4. ほう素濃度の調整及びバーナブルポイズンの使用

 本変更は、今後、2号炉の取替炉心において新燃料装荷数が増大する可能性があり、そのような取替炉心の1次冷却材中のほう素濃度調整及び炉心出力分布の平担化をはかるためのものである。2号炉の取替炉心初期出力運転時の1次冷却材中のほう素濃度は、炉心寿命初期の高温状態における減速材温度係数を負に保つための上限値を定めたものであり、妥当である。

 バーナブルポイズンを使用する2号炉の取替炉心においても、2号炉の従来の核設計方針を満足するように炉心構成を行うこととしている。

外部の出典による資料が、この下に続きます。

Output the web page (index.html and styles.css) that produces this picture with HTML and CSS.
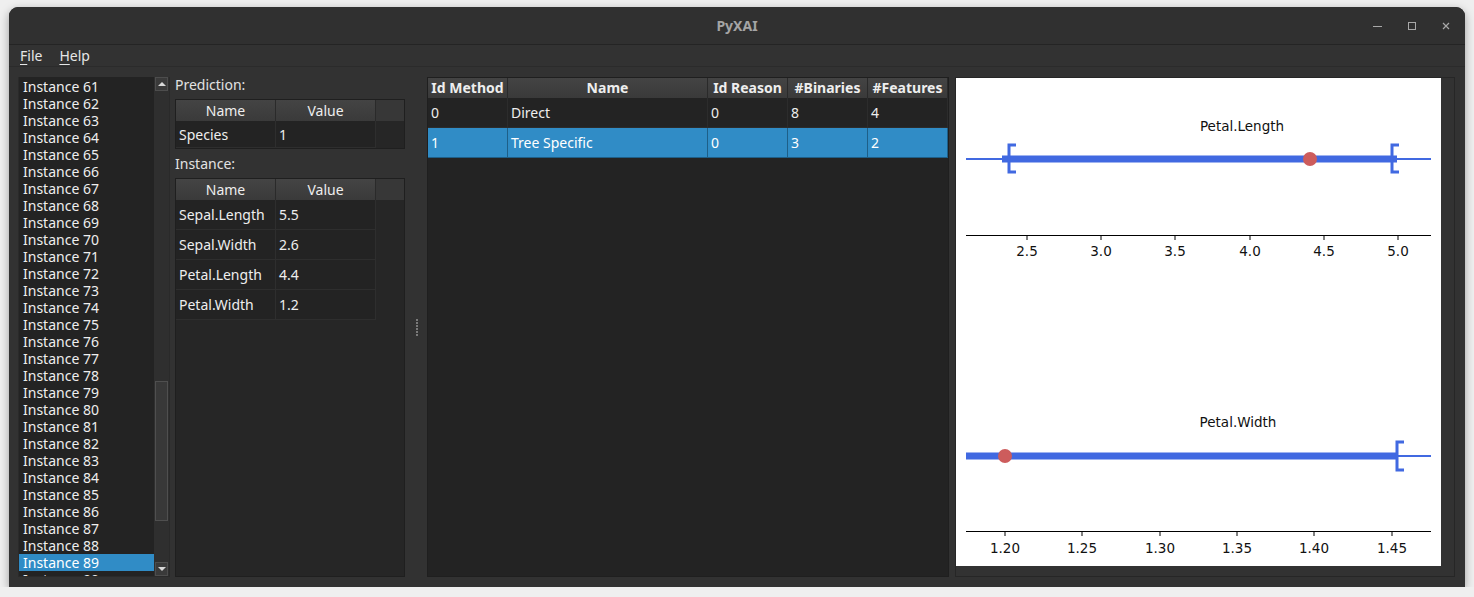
FILE: index.html
```html
<!DOCTYPE html>
<html lang="en">
<head>
    <meta charset="UTF-8">
    <title>PyXAI</title>
    <link rel="stylesheet" href="styles.css">
</head>
<body>
    <div class="window">
        <div class="titlebar">
            <span></span>
            <span class="title">PyXAI</span>
            <div class="controls">
                <div class="ctl"><svg width="12" height="12" viewBox="0 0 12 12"><line x1="1" y1="6.5" x2="10" y2="6.5" stroke="#a8a8a8" stroke-width="1"/></svg></div>
                <div class="ctl"><svg width="12" height="12" viewBox="0 0 12 12"><rect x="2.5" y="2.5" width="7" height="7" fill="none" stroke="#a8a8a8" stroke-width="1"/></svg></div>
                <div class="ctl"><svg width="12" height="12" viewBox="0 0 12 12"><path d="M3 3L9 9M9 3L3 9" stroke="#a8a8a8" stroke-width="1.2"/></svg></div>
            </div>
        </div>

        <div class="menubar">
            <span class="menu"><u>F</u>ile</span>
            <span class="menu"><u>H</u>elp</span>
        </div>

        <div class="main">
            <div class="instances">
                <div class="list">
                    <div class="item">Instance 61</div>
                    <div class="item">Instance 62</div>
                    <div class="item">Instance 63</div>
                    <div class="item">Instance 64</div>
                    <div class="item">Instance 65</div>
                    <div class="item">Instance 66</div>
                    <div class="item">Instance 67</div>
                    <div class="item">Instance 68</div>
                    <div class="item">Instance 69</div>
                    <div class="item">Instance 70</div>
                    <div class="item">Instance 71</div>
                    <div class="item">Instance 72</div>
                    <div class="item">Instance 73</div>
                    <div class="item">Instance 74</div>
                    <div class="item">Instance 75</div>
                    <div class="item">Instance 76</div>
                    <div class="item">Instance 77</div>
                    <div class="item">Instance 78</div>
                    <div class="item">Instance 79</div>
                    <div class="item">Instance 80</div>
                    <div class="item">Instance 81</div>
                    <div class="item">Instance 82</div>
                    <div class="item">Instance 83</div>
                    <div class="item">Instance 84</div>
                    <div class="item">Instance 85</div>
                    <div class="item">Instance 86</div>
                    <div class="item">Instance 87</div>
                    <div class="item">Instance 88</div>
                    <div class="item selected">Instance 89</div>
                    <div class="item">Instance 90</div>
                </div>
                <div class="scrollbar">
                    <div class="sb-btn"><span class="arrow-up"></span></div>
                    <div class="sb-track"><div class="sb-handle"></div></div>
                    <div class="sb-btn"><span class="arrow-down"></span></div>
                </div>
            </div>

            <div class="info">
                <div class="label">Prediction:</div>
                <div class="grid pred">
                    <div class="ghead">
                        <div class="hcell">Name</div>
                        <div class="hcell">Value</div>
                    </div>
                    <div class="grow short">
                        <div class="cell">Species</div>
                        <div class="cell">1</div>
                    </div>
                </div>
                <div class="label second">Instance:</div>
                <div class="grid inst">
                    <div class="ghead">
                        <div class="hcell">Name</div>
                        <div class="hcell">Value</div>
                    </div>
                    <div class="grow"><div class="cell">Sepal.Length</div><div class="cell">5.5</div></div>
                    <div class="grow"><div class="cell">Sepal.Width</div><div class="cell">2.6</div></div>
                    <div class="grow"><div class="cell">Petal.Length</div><div class="cell">4.4</div></div>
                    <div class="grow"><div class="cell">Petal.Width</div><div class="cell">1.2</div></div>
                </div>
            </div>

            <div class="splitter"><div class="grip"><i></i><i></i><i></i><i></i><i></i><i></i></div></div>

            <div class="methods">
                <div class="mhead">
                    <div class="mh w80">Id Method</div>
                    <div class="mh w200">Name</div>
                    <div class="mh w80">Id Reason</div>
                    <div class="mh w80">#Binaries</div>
                    <div class="mh w80">#Features</div>
                </div>
                <div class="mrow">
                    <div class="mc w80">0</div>
                    <div class="mc w200">Direct</div>
                    <div class="mc w80">0</div>
                    <div class="mc w80">8</div>
                    <div class="mc w80">4</div>
                </div>
                <div class="mrow selected">
                    <div class="mc w80">1</div>
                    <div class="mc w200">Tree Specific</div>
                    <div class="mc w80">0</div>
                    <div class="mc w80">3</div>
                    <div class="mc w80">2</div>
                </div>
            </div>

            <div class="plot-frame">
                <svg class="plot" width="485" height="488" viewBox="0 0 485 488">
                    <!-- Petal.Length -->
                    <text x="286" y="53">Petal.Length</text>
                    <line x1="10" y1="81" x2="475" y2="81" stroke="#4169e1" stroke-width="2"/>
                    <line x1="46" y1="81" x2="441" y2="81" stroke="#4169e1" stroke-width="7"/>
                    <path d="M60 67H53V94H60" fill="none" stroke="#4169e1" stroke-width="3"/>
                    <path d="M443 67H436V94H443" fill="none" stroke="#4169e1" stroke-width="3"/>
                    <circle cx="354" cy="81" r="7" fill="#cd5c5c"/>
                    <line x1="10" y1="157.5" x2="475" y2="157.5" stroke="#000" stroke-width="1.2"/>
                    <g stroke="#000" stroke-width="1">
                        <line x1="71" y1="158" x2="71" y2="162"/>
                        <line x1="145" y1="158" x2="145" y2="162"/>
                        <line x1="219" y1="158" x2="219" y2="162"/>
                        <line x1="294" y1="158" x2="294" y2="162"/>
                        <line x1="368" y1="158" x2="368" y2="162"/>
                        <line x1="442" y1="158" x2="442" y2="162"/>
                    </g>
                    <text x="71" y="178">2.5</text>
                    <text x="145" y="178">3.0</text>
                    <text x="219" y="178">3.5</text>
                    <text x="294" y="178">4.0</text>
                    <text x="368" y="178">4.5</text>
                    <text x="442" y="178">5.0</text>

                    <!-- Petal.Width -->
                    <text x="282" y="349">Petal.Width</text>
                    <line x1="440" y1="378" x2="475" y2="378" stroke="#4169e1" stroke-width="2"/>
                    <line x1="10" y1="378" x2="441" y2="378" stroke="#4169e1" stroke-width="7"/>
                    <path d="M448 364H441V392H448" fill="none" stroke="#4169e1" stroke-width="3"/>
                    <circle cx="49" cy="378" r="7" fill="#cd5c5c"/>
                    <line x1="10" y1="453.5" x2="475" y2="453.5" stroke="#000" stroke-width="1.2"/>
                    <g stroke="#000" stroke-width="1">
                        <line x1="49" y1="454" x2="49" y2="458"/>
                        <line x1="126" y1="454" x2="126" y2="458"/>
                        <line x1="204" y1="454" x2="204" y2="458"/>
                        <line x1="281" y1="454" x2="281" y2="458"/>
                        <line x1="358" y1="454" x2="358" y2="458"/>
                        <line x1="436" y1="454" x2="436" y2="458"/>
                    </g>
                    <text x="49" y="475">1.20</text>
                    <text x="126" y="475">1.25</text>
                    <text x="204" y="475">1.30</text>
                    <text x="281" y="475">1.35</text>
                    <text x="358" y="475">1.40</text>
                    <text x="436" y="475">1.45</text>
                </svg>
            </div>
        </div>
    </div>
</body>
</html>
```

FILE: styles.css
```css
* {
    box-sizing: border-box;
}
body {
    margin: 0;
    background: #efefef;
    font-family: "Noto Sans", "DejaVu Sans", sans-serif;
    font-size: 14px;
    color: #eeeeee;
}
.window {
    margin: 7px 0 0 9px;
    width: 1456px;
    height: 580px;
    background: #323232;
    border-radius: 9px 9px 0 0;
    box-shadow: 0 3px 10px rgba(0, 0, 0, 0.35);
    display: flex;
    flex-direction: column;
    overflow: hidden;
}
.titlebar {
    height: 38px;
    flex: none;
    background: #303030;
    border-bottom: 1px solid #242424;
    display: grid;
    grid-template-columns: 1fr auto 1fr;
    align-items: center;
}
.title {
    font-weight: bold;
    font-size: 14px;
    color: #a4a4a4;
}
.controls {
    justify-self: end;
    display: flex;
    padding-right: 2px;
}
.ctl {
    width: 34px;
    height: 37px;
    display: flex;
    align-items: center;
    justify-content: center;
}
.menubar {
    height: 22px;
    flex: none;
    border-bottom: 1px solid #2b2b2b;
    display: flex;
    align-items: center;
    padding-left: 11px;
    gap: 17px;
    color: #e6e6e6;
}
.menu u {
    text-decoration-thickness: 1px;
    text-underline-offset: 3px;
}
.main {
    flex: 1;
    display: flex;
    padding: 10px 10px 10px 9px;
    min-height: 0;
}

/* instance list */
.instances {
    width: 152px;
    display: flex;
    border: 1px solid #2a2a2a;
    border-top: none;
    background: #232323;
}
.list {
    flex: 1;
    overflow: hidden;
    padding-top: 1px;
}
.item {
    height: 17px;
    line-height: 17px;
    padding-left: 4px;
    white-space: nowrap;
}
.item.selected {
    background: #308cc6;
    color: #ffffff;
}
.scrollbar {
    width: 15px;
    display: flex;
    flex-direction: column;
    background: #2f2f2f;
    padding: 0 1px;
}
.sb-btn {
    height: 14px;
    background: #3a3a3a;
    border: 1px solid #4d4d4d;
    display: flex;
    align-items: center;
    justify-content: center;
}
.arrow-up, .arrow-down {
    width: 0;
    height: 0;
    border-left: 4px solid transparent;
    border-right: 4px solid transparent;
}
.arrow-up {
    border-bottom: 4px solid #d8d8d8;
}
.arrow-down {
    border-top: 4px solid #d8d8d8;
}
.sb-track {
    flex: 1;
}
.sb-handle {
    margin-top: 290px;
    height: 140px;
    background: #383838;
    border: 1px solid #4f4f4f;
}

/* prediction / instance tables */
.info {
    width: 230px;
    margin-left: 5px;
    display: flex;
    flex-direction: column;
}
.label {
    height: 22px;
    line-height: 16px;
    color: #e2e2e2;
}
.label.second {
    margin-top: 7px;
}
.grid {
    background: #262626;
    border: 1px solid #1f1f1f;
}
.grid.inst {
    flex: 1;
}
.ghead {
    display: flex;
    height: 21px;
    background: #373737;
}
.hcell {
    width: 100px;
    line-height: 21px;
    text-align: center;
    background: linear-gradient(#444444, #3a3a3a);
    border-right: 1px solid #2a2a2a;
}
.grow {
    display: flex;
    height: 30px;
}
.grow.short {
    height: 27px;
}
.cell {
    width: 100px;
    padding-left: 3px;
    display: flex;
    align-items: center;
    background: #232323;
    border-right: 1px solid #2e2e2e;
    border-bottom: 1px solid #2e2e2e;
    white-space: nowrap;
}

.splitter {
    width: 22px;
    display: flex;
    align-items: center;
    justify-content: center;
}
.grip {
    display: flex;
    flex-direction: column;
    gap: 1px;
    margin-left: 1px;
}
.grip i {
    display: block;
    width: 2px;
    height: 2px;
    background: #7a7a7a;
}

/* reasons table */
.methods {
    width: 522px;
    background: #232323;
    border: 1px solid #1f1f1f;
}
.mhead {
    display: flex;
    height: 20px;
}
.mh {
    line-height: 20px;
    text-align: center;
    font-weight: bold;
    background: linear-gradient(#444444, #3a3a3a);
    border-right: 1px solid #2a2a2a;
    white-space: nowrap;
}
.mrow {
    display: flex;
    height: 30px;
}
.mc {
    padding-left: 3px;
    display: flex;
    align-items: center;
    border-right: 1px solid #2c2c2c;
    border-bottom: 1px solid #2c2c2c;
}
.mrow.selected .mc {
    background: #308cc6;
    color: #ffffff;
    border-color: #1e5f88;
}
.w80 {
    width: 80px;
}
.w200 {
    width: 200px;
}

/* matplotlib canvas */
.plot-frame {
    width: 500px;
    margin-left: 6px;
    background: #323232;
    border: 1px solid #262626;
}
.plot {
    display: block;
    background: #ffffff;
}
.plot text {
    font-family: "DejaVu Sans", sans-serif;
    font-size: 13.5px;
    fill: #111111;
    text-anchor: middle;
}
```
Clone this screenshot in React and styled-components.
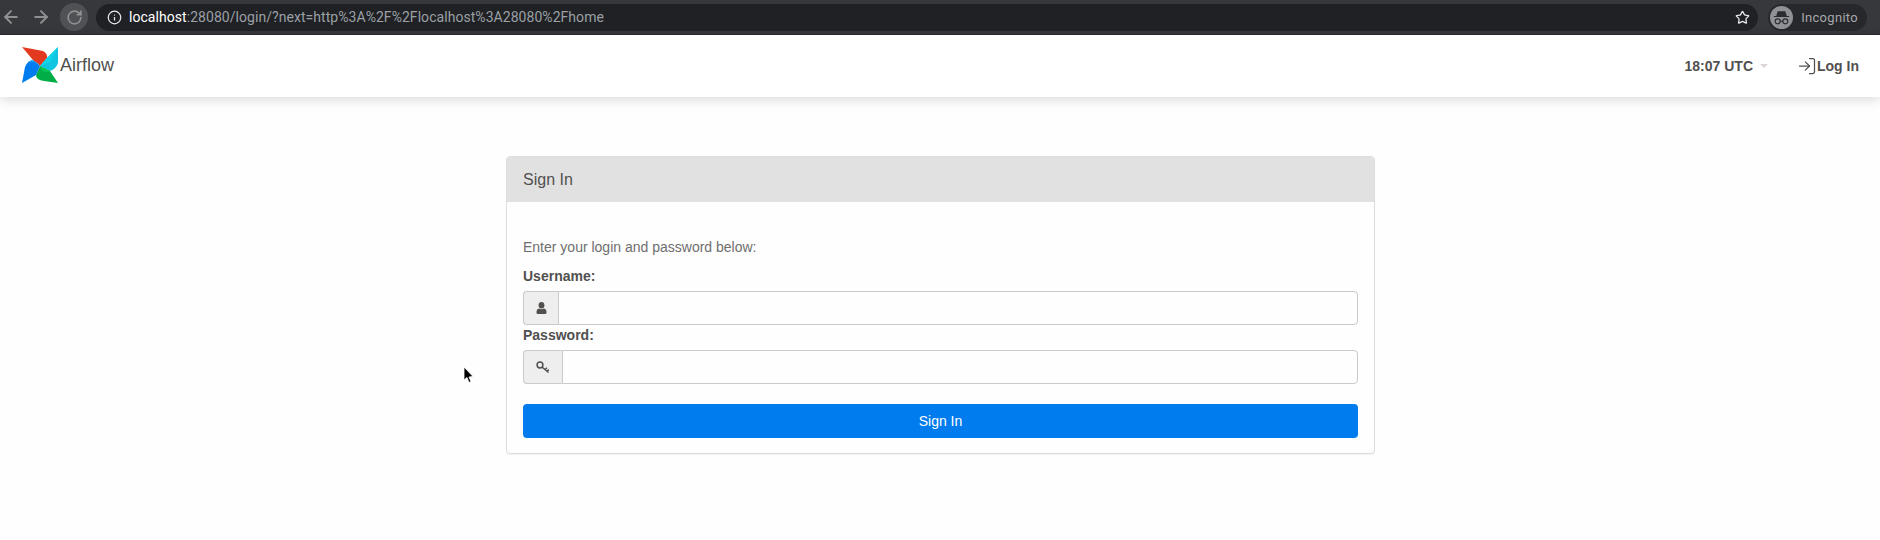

 数サイクルの取替炉心について、各サイクルあたり予想される数ケースの炉心の解析を行い、各炉心の反応度停止余裕、ドプラ係数、減速材温度係数、ピーキング係数などが、いずれも従来の核設計方針を満足していることを確認した。

 このことから2号炉の取替炉心でバーナブルポイズンを使用しても、2号炉の従来の核設計方針を満足するように炉心構成が行えるものと判断する。


5. 平常運転時における原子炉施設周辺の被曝線量評価

 前述の「敷地の変更」に示したとおり原子炉施設から敷地境界(本発電所は、敷地境界をもって周辺監視区域境界としている。)までの距離が変更されることに伴い「発電用軽水型原子炉施設周辺の線量目標値に関する指針」への適合性を判断するため平常運転時に放出される放射性物質による本原子炉施設周辺の被曝線量評価を行った。

 その結果、周辺監視区域境界外で放射性希ガスからのγ線による全身被曝線量が最大となる地点は、1、2号炉心から南南東方向の周辺監視区域境界(1号炉心から約740m、2号炉心から約830m)であって、その被曝線量は、1、2号炉合算で年間約1.0mremである。

 周辺監視区域境界外で放射性よう素による甲状腺被曝線量が最大となる地点は、1、2号炉心から南南東方向の地点(1号炉心から約1,550m、2号炉心から約1,650m)であって、その被曝線量は、1、2号炉合算で年間約2.9mrem(幼児)である。

 また、液体廃棄物の寄与を含めても、評価結果は、「発電用軽水型原子炉施設周辺の線量目標値に関する指針」に定める線量目標値を下まわっている。


 Ⅳ 審査経過

 本審査会は、昭和51年5月17日第148回審査会及び、昭和51年6月14日第149回審査会において、審査を行い本報告書を決定した。